If you are comparing route logic across other long-haul markets, our route guide on cheap flights from New York to London shows how airport choice and fare timing can reshape a familiar corridor.
When to recalculate
London to Dubai is a route worth revisiting, because the inputs change often even when your destination does not. Recalculate your options when any of the following shifts:
- Your dates move by even a few days. This route can react sharply to weekends, school breaks, and event periods.
- Your baggage needs change. A cabin-bag-only fare and a checked-bag fare are two different products.
- You switch airports. A lower ticket price may be offset by worse access costs from your part of London or the wider UK.
- You are considering a different airline type. Full-service and budget-style fare structures can look similar in search results but differ once extras are added.
- A nonstop option appears. If you have been tracking only one-stop itineraries, a newly competitive nonstop can change the value equation quickly.
- Refund or change flexibility becomes important. Plans become more expensive when they are uncertain, and restrictive fares can stop being good value.
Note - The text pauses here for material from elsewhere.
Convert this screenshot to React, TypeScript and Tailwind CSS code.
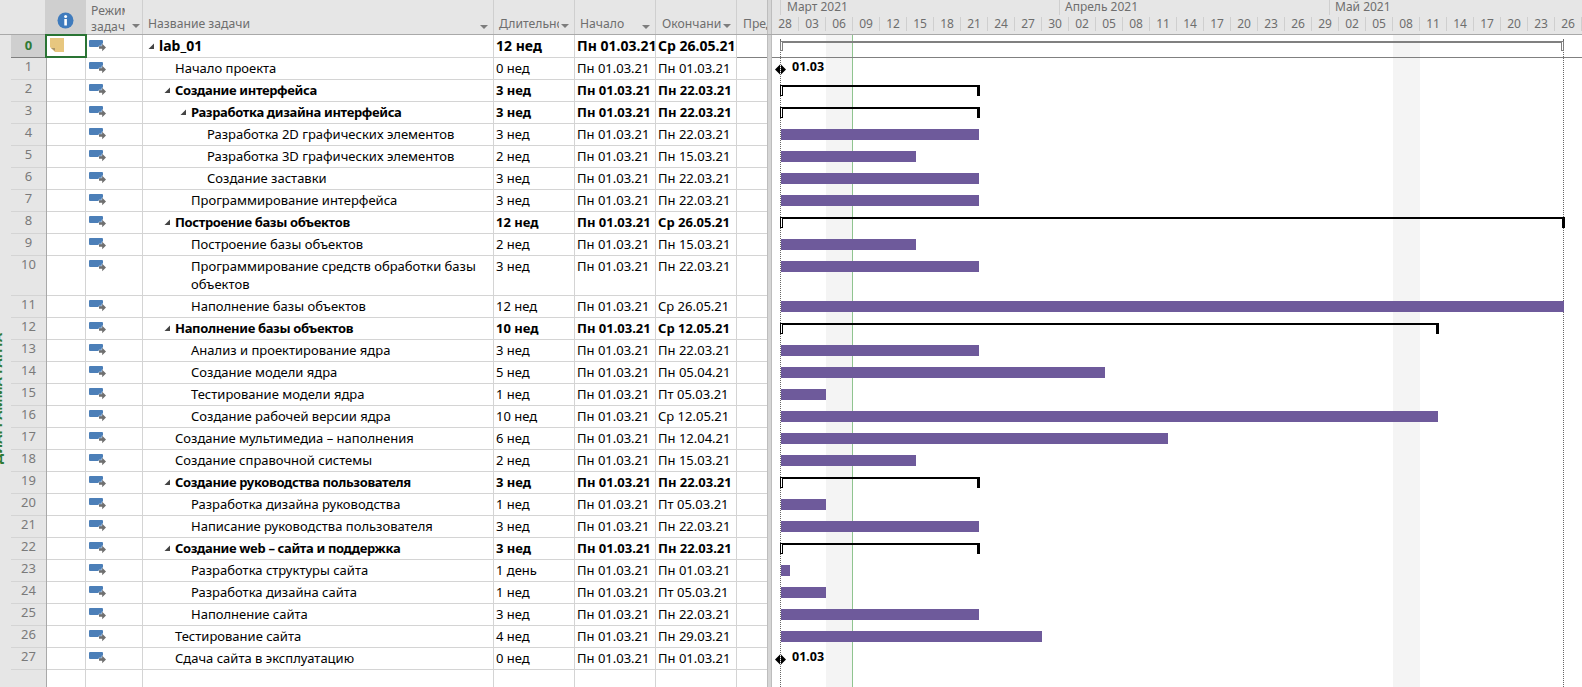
import { ReactNode } from "react";

interface Task {
  id: number;
  name: string;
  dur: string;
  start: string;
  end: string;
  level: number;
  summary?: boolean;
  milestone?: boolean;
  days: number;
  tall?: boolean;
}

const S = "Пн 01.03.21";
const M22 = "Пн 22.03.21";
const M15 = "Пн 15.03.21";
const M05 = "Пт 05.03.21";

const tasks: Task[] = [
  { id: 1, name: "Начало проекта", dur: "0 нед", start: S, end: S, level: 1, milestone: true, days: 0 },
  { id: 2, name: "Создание интерфейса", dur: "3 нед", start: S, end: M22, level: 1, summary: true, days: 22 },
  { id: 3, name: "Разработка дизайна интерфейса", dur: "3 нед", start: S, end: M22, level: 2, summary: true, days: 22 },
  { id: 4, name: "Разработка 2D графических элементов", dur: "3 нед", start: S, end: M22, level: 3, days: 22 },
  { id: 5, name: "Разработка 3D графических элементов", dur: "2 нед", start: S, end: M15, level: 3, days: 15 },
  { id: 6, name: "Создание заставки", dur: "3 нед", start: S, end: M22, level: 3, days: 22 },
  { id: 7, name: "Программирование интерфейса", dur: "3 нед", start: S, end: M22, level: 2, days: 22 },
  { id: 8, name: "Построение базы объектов", dur: "12 нед", start: S, end: "Ср 26.05.21", level: 1, summary: true, days: 87 },
  { id: 9, name: "Построение базы объектов", dur: "2 нед", start: S, end: M15, level: 2, days: 15 },
  { id: 10, name: "Программирование средств обработки базы объектов", dur: "3 нед", start: S, end: M22, level: 2, days: 22, tall: true },
  { id: 11, name: "Наполнение базы объектов", dur: "12 нед", start: S, end: "Ср 26.05.21", level: 2, days: 87 },
  { id: 12, name: "Наполнение базы объектов", dur: "10 нед", start: S, end: "Ср 12.05.21", level: 1, summary: true, days: 73 },
  { id: 13, name: "Анализ и проектирование ядра", dur: "3 нед", start: S, end: M22, level: 2, days: 22 },
  { id: 14, name: "Создание модели ядра", dur: "5 нед", start: S, end: "Пн 05.04.21", level: 2, days: 36 },
  { id: 15, name: "Тестирование модели ядра", dur: "1 нед", start: S, end: M05, level: 2, days: 5 },
  { id: 16, name: "Создание рабочей версии ядра", dur: "10 нед", start: S, end: "Ср 12.05.21", level: 2, days: 73 },
  { id: 17, name: "Создание мультимедиа – наполнения", dur: "6 нед", start: S, end: "Пн 12.04.21", level: 1, days: 43 },
  { id: 18, name: "Создание справочной системы", dur: "2 нед", start: S, end: M15, level: 1, days: 15 },
  { id: 19, name: "Создание руководства пользователя", dur: "3 нед", start: S, end: M22, level: 1, summary: true, days: 22 },
  { id: 20, name: "Разработка дизайна руководства", dur: "1 нед", start: S, end: M05, level: 2, days: 5 },
  { id: 21, name: "Написание руководства пользователя", dur: "3 нед", start: S, end: M22, level: 2, days: 22 },
  { id: 22, name: "Создание web – сайта и поддержка", dur: "3 нед", start: S, end: M22, level: 1, summary: true, days: 22 },
  { id: 23, name: "Разработка структуры сайта", dur: "1 день", start: S, end: S, level: 2, days: 1 },
  { id: 24, name: "Разработка дизайна сайта", dur: "1 нед", start: S, end: M05, level: 2, days: 5 },
  { id: 25, name: "Наполнение сайта", dur: "3 нед", start: S, end: M22, level: 2, days: 22 },
  { id: 26, name: "Тестирование сайта", dur: "4 нед", start: S, end: "Пн 29.03.21", level: 1, days: 29 },
  { id: 27, name: "Сдача сайта в эксплуатацию", dur: "0 нед", start: S, end: S, level: 1, milestone: true, days: 0 },
];

const ticks = ["28", "03", "06", "09", "12", "15", "18", "21", "24", "27", "30", "02", "05", "08", "11", "14", "17", "20", "23", "26", "29", "02", "05", "08", "11", "14", "17", "20", "23", "26"];

const DAY = 9;

function ModeIcon() {
  return (
    <svg width="18" height="12" viewBox="0 0 18 12" className="block">
      <rect x="0" y="0" width="14" height="7" rx="1" fill="#4c7fb8" />
      <path
        d="M10 6.200h3.200V3.800L17 7.500L13.200 11.200V8.800H10z"
        fill="#6f6f6f"
        stroke="#fff"
        strokeWidth="0.8"
        paintOrder="stroke"
      />
    </svg>
  );
}

function Collapse() {
  return (
    <svg width="6" height="6" viewBox="0 0 6 6" className="block">
      <path d="M6 0.500V6H0.500z" fill="#444" />
    </svg>
  );
}

function Chevron({ className }: { className: string }) {
  return (
    <svg width="8" height="4" viewBox="0 0 8 4" className={className}>
      <path d="M0 0h8L4 4z" fill="#7d7d7d" />
    </svg>
  );
}

function Diamond() {
  return (
    <svg width="11" height="11" viewBox="0 0 11 11" className="block shrink-0">
      <path d="M0 5.500L5 0.500V10.500zM6 0.500L11 5.500L6 10.500z" fill="#000" />
    </svg>
  );
}

function HeadCell({ w, children, className }: { w: string; children?: ReactNode; className?: string }) {
  return <div className={`relative shrink-0 h-full border-r border-[#cfcfcf] ${w} ${className ?? ""}`}>{children}</div>;
}

function Header() {
  return (
    <div className="flex h-[35px] bg-[#e6e6e6] border-b border-[#a9a9a9] text-[#6e6e6e] text-[12.2px] leading-[16px]">
      <div className="w-[46px] shrink-0 h-full border-r border-[#cfcfcf]" />
      <HeadCell w="w-[40px]" className="bg-[#cfcfcf] flex justify-center pt-[12px]">
        <svg width="17" height="17" viewBox="0 0 17 17">
          <circle cx="8.500" cy="8.500" r="8" fill="#3f7bbd" />
          <rect x="7.300" y="7" width="2.600" height="6.500" fill="#fff" />
          <circle cx="8.600" cy="4.600" r="1.500" fill="#fff" />
        </svg>
      </HeadCell>
      <HeadCell w="w-[57px]">
        <div className="pl-[5px] pt-[3px] w-[39px] overflow-hidden whitespace-nowrap">Режим</div>
        <div className="pl-[5px] w-[39px] overflow-hidden whitespace-nowrap">задачи</div>
        <Chevron className="absolute left-[46px] top-[24px]" />
      </HeadCell>
      <HeadCell w="w-[351px]">
        <div className="pl-[5px] pt-[16px]">Название задачи</div>
        <Chevron className="absolute left-[337px] top-[25px]" />
      </HeadCell>
      <HeadCell w="w-[81px]">
        <div className="pl-[5px] pt-[16px] w-[65px] overflow-hidden whitespace-nowrap">Длительнс</div>
        <Chevron className="absolute left-[67px] top-[24px]" />
      </HeadCell>
      <HeadCell w="w-[81px]">
        <div className="pl-[5px] pt-[16px]">Начало</div>
        <Chevron className="absolute left-[67px] top-[25px]" />
      </HeadCell>
      <HeadCell w="w-[81px]">
        <div className="pl-[6px] pt-[16px] w-[65px] overflow-hidden whitespace-nowrap">Окончани</div>
        <Chevron className="absolute left-[67px] top-[24px]" />
      </HeadCell>
      <div className="w-[30px] shrink-0 h-full overflow-hidden whitespace-nowrap pl-[6px] pt-[16px]">Пред</div>
      <div className="w-[5px] shrink-0 h-full bg-[#d6d6d6] border-x border-[#bdbdbd]" />
      <TimeScale />
    </div>
  );
}

function TimeScale() {
  return (
    <div className="w-[810px] shrink-0 h-full overflow-hidden text-[12px]">
      <div className="flex h-[15px] leading-[14px]">
        <div className="w-[8px] shrink-0" />
        <div className="w-[279px] shrink-0 border-l border-[#cfcfcf] pl-[6px]">Март 2021</div>
        <div className="w-[270px] shrink-0 border-l border-[#cfcfcf] pl-[5px]">Апрель 2021</div>
        <div className="flex-1 border-l border-[#cfcfcf] pl-[5px]">Май 2021</div>
      </div>
      <div className="flex h-[19px] items-start pt-[2px]">
        {ticks.map((t, i) => (
          <div key={i} className="w-[27px] shrink-0 h-[14px] flex items-center justify-center border-r border-[#cfcfcf]">
            <span className="leading-[14px]">{t}</span>
          </div>
        ))}
      </div>
    </div>
  );
}

function Row({
  id,
  children,
  tall,
  first,
}: {
  id: number;
  children?: ReactNode;
  tall?: boolean;
  first?: boolean;
}) {
  const line = first ? "border-[#808080]" : "border-[#d4d4d4]";
  return (
    <div className={`flex ${first ? "h-[23px]" : tall ? "h-[40px]" : "h-[22px]"}`}>
      <div className="w-[47px] shrink-0 bg-[#e6e6e6] border-r border-[#a9a9a9] pl-[11px]">
        <div
          className={`h-full border-b ${line} text-center text-[13px] ${
            first ? "bg-[#cfcfcf] text-[#2f7a35] font-bold pt-[1px] leading-[18px]" : "text-[#7a7a7a] leading-[16px]"
          }`}
        >
          {id}
        </div>
      </div>
      {children}
    </div>
  );
}

function Cell({ w, line, children, className }: { w: string; line: string; children?: ReactNode; className?: string }) {
  return (
    <div className={`shrink-0 h-full border-r border-[#d4d4d4] border-b ${line} overflow-hidden ${w} ${className ?? ""}`}>
      {children}
    </div>
  );
}

function GanttBar({ task }: { task: Task }) {
  if (task.milestone) {
    return (
      <div className="flex items-center gap-[6px] pl-[3px] pt-[1px]">
        <Diamond />
        <span className="font-bold text-[12.500px] leading-[10px] -mt-[6px]">01.03</span>
      </div>
    );
  }
  if (task.summary) {
    return (
      <div className="flex items-start ml-[8px]" style={{ width: task.days * DAY + 2 }}>
        <div className="w-[3px] h-[11px] border border-black bg-white shrink-0" />
        <div className="flex-1 h-[2px] bg-black" />
        <div className="w-[3px] h-[11px] bg-black shrink-0" />
      </div>
    );
  }
  return <div className="h-[11px] bg-[#6e5a9b] ml-[9px]" style={{ width: task.days * DAY }} />;
}

function TaskRow({ task }: { task: Task }) {
  const line = "border-[#d4d4d4]";
  return (
    <Row id={task.id} tall={task.tall}>
      <Cell w="w-[39px]" line={line} />
      <Cell w="w-[57px]" line={line} className="pl-[3px] pt-[4px]">
        <ModeIcon />
      </Cell>
      <Cell w="w-[351px]" line={line}>
        <div
          className={`flex items-start pt-[1px] leading-[18px] ${task.summary ? "font-bold tracking-[-0.35px]" : ""}`}
          style={{ paddingLeft: 5 + 16 * task.level }}
        >
          <div className="w-[11px] shrink-0 pt-[6px]">{task.summary && <Collapse />}</div>
          <div className="w-[298px]">{task.name}</div>
        </div>
      </Cell>
      <Cell w="w-[81px]" line={line} className={`pl-[2px] pt-[1px] leading-[18px] ${task.summary ? "font-bold" : ""}`}>
        {task.dur}
      </Cell>
      <Cell w="w-[81px]" line={line} className={`pl-[2px] pt-[1px] leading-[18px] whitespace-nowrap ${task.summary ? "font-bold" : ""}`}>
        {task.start}
      </Cell>
      <Cell w="w-[81px]" line={line} className={`pl-[2px] pt-[1px] leading-[18px] whitespace-nowrap ${task.summary ? "font-bold" : ""}`}>
        {task.end}
      </Cell>
      <div className={`w-[30px] shrink-0 h-full border-b ${line}`} />
      <div className="w-[5px] shrink-0 h-full bg-[#d6d6d6] border-x border-[#bdbdbd]" />
      <div className="relative w-[810px] shrink-0 pt-[5px]">
        <GanttBar task={task} />
      </div>
    </Row>
  );
}

function RootRow() {
  const line = "border-[#808080]";
  return (
    <Row id={0} first>
      <Cell w="w-[39px]" line={line} className="!overflow-visible relative">
        <div className="absolute -left-[2px] -top-[1px] w-[42px] h-[24px] border-2 border-[#2a7434] pl-[3px] pt-[2px]">
          <svg width="14" height="14" viewBox="0 0 14 14" className="block">
            <path d="M0 0h14v14H5L0 9z" fill="#e7c77f" />
            <path d="M1 10h4v3z" fill="#a8946a" />
          </svg>
        </div>
      </Cell>
      <Cell w="w-[57px]" line={line} className="pl-[3px] pt-[5px]">
        <ModeIcon />
      </Cell>
      <Cell w="w-[351px]" line={line}>
        <div className="flex items-start pl-[5px] pt-[1px] leading-[20px] font-bold text-[14px]">
          <div className="w-[11px] shrink-0 pt-[7px]">
            <Collapse />
          </div>
          lab_01
        </div>
      </Cell>
      <Cell w="w-[81px]" line={line} className="pl-[2px] pt-[1px] leading-[20px] font-bold text-[14px]">
        12 нед
      </Cell>
      <Cell w="w-[81px]" line={line} className="pl-[2px] pt-[1px] leading-[20px] font-bold text-[14px] whitespace-nowrap">
        {S}
      </Cell>
      <Cell w="w-[81px]" line={line} className="pl-[2px] pt-[1px] leading-[20px] font-bold text-[14px] whitespace-nowrap">
        Ср 26.05.21
      </Cell>
      <div className={`w-[30px] shrink-0 h-full border-b ${line}`} />
      <div className="w-[5px] shrink-0 h-full bg-[#d6d6d6] border-x border-[#bdbdbd]" />
      <div className={`relative w-[810px] shrink-0 pt-[6px] border-b ${line}`}>
        <div className="flex items-start ml-[8px] w-[784px]">
          <div className="w-[3px] h-[10px] border border-[#808080] bg-white shrink-0" />
          <div className="flex-1 h-[2px] bg-[#808080]" />
          <div className="w-[3px] h-[10px] border border-[#808080] bg-white shrink-0" />
        </div>
      </div>
    </Row>
  );
}

export default function App() {
  return (
    <div
      className="relative w-[1582px] h-[687px] overflow-hidden bg-white text-black text-[13px]"
      style={{ fontFamily: '"Noto Sans", "Open Sans", sans-serif' }}
    >
      {/* chart background: non working days, today line, project bounds */}
      <div className="absolute left-[826px] top-[35px] w-[27px] bottom-0 bg-[#f4f4f4]" />
      <div className="absolute left-[1393px] top-[35px] w-[27px] bottom-0 bg-[#f4f4f4]" />
      <div className="absolute left-[852px] top-[35px] bottom-0 w-px bg-[#8fc48f]" />
      <div className="absolute left-[780px] top-[39px] bottom-0 border-l border-dotted border-[#666]" />
      <div className="absolute left-[1563px] top-[39px] bottom-0 border-l border-dotted border-[#666]" />

      <div className="relative">
        <Header />
        <RootRow />
        {tasks.map(t => (
          <TaskRow key={t.id} task={t} />
        ))}

        <div className="flex h-[18px]">
          <div className="w-[47px] shrink-0 bg-[#e6e6e6] border-r border-[#a9a9a9]" />
          <div className="w-[39px] shrink-0 border-r border-[#d4d4d4]" />
          <div className="w-[57px] shrink-0 border-r border-[#d4d4d4]" />
          <div className="w-[351px] shrink-0 border-r border-[#d4d4d4]" />
          <div className="w-[81px] shrink-0 border-r border-[#d4d4d4]" />
          <div className="w-[81px] shrink-0 border-r border-[#d4d4d4]" />
          <div className="w-[81px] shrink-0 border-r border-[#d4d4d4]" />
          <div className="w-[30px] shrink-0" />
          <div className="w-[5px] shrink-0 bg-[#d6d6d6] border-x border-[#bdbdbd]" />
        </div>
      </div>

      {/* view bar label, mostly cut off by the window edge */}
      <div
        className="absolute -left-[10px] top-[336px] h-[128px] font-bold text-[13px] leading-[14px] text-[#2f7a35] whitespace-nowrap rotate-180"
        style={{ writingMode: "vertical-rl" }}
      >
        ДИАГРАММА ГАНТА
      </div>
    </div>
  );
}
For practical fare hunting, use this action checklist:
- Search a flexible date range first.
- Compare all realistic London airports, but include transport cost and time.
- Separate nonstop and one-stop results so you do not compare unlike journeys.
- Add baggage and seat costs before judging the fare.
- Check whether you are booking with the airline or a third-party seller.
- Set a price alert if you are not ready to commit.
- Recheck the route after any schedule change, holiday shift, or change in traveler count.
The best cheap flights from London to Dubai are usually the ones that remain good value after all the practical costs are counted. If you treat each search as a small calculation instead of a race to the lowest number, you will make better decisions on this route year-round.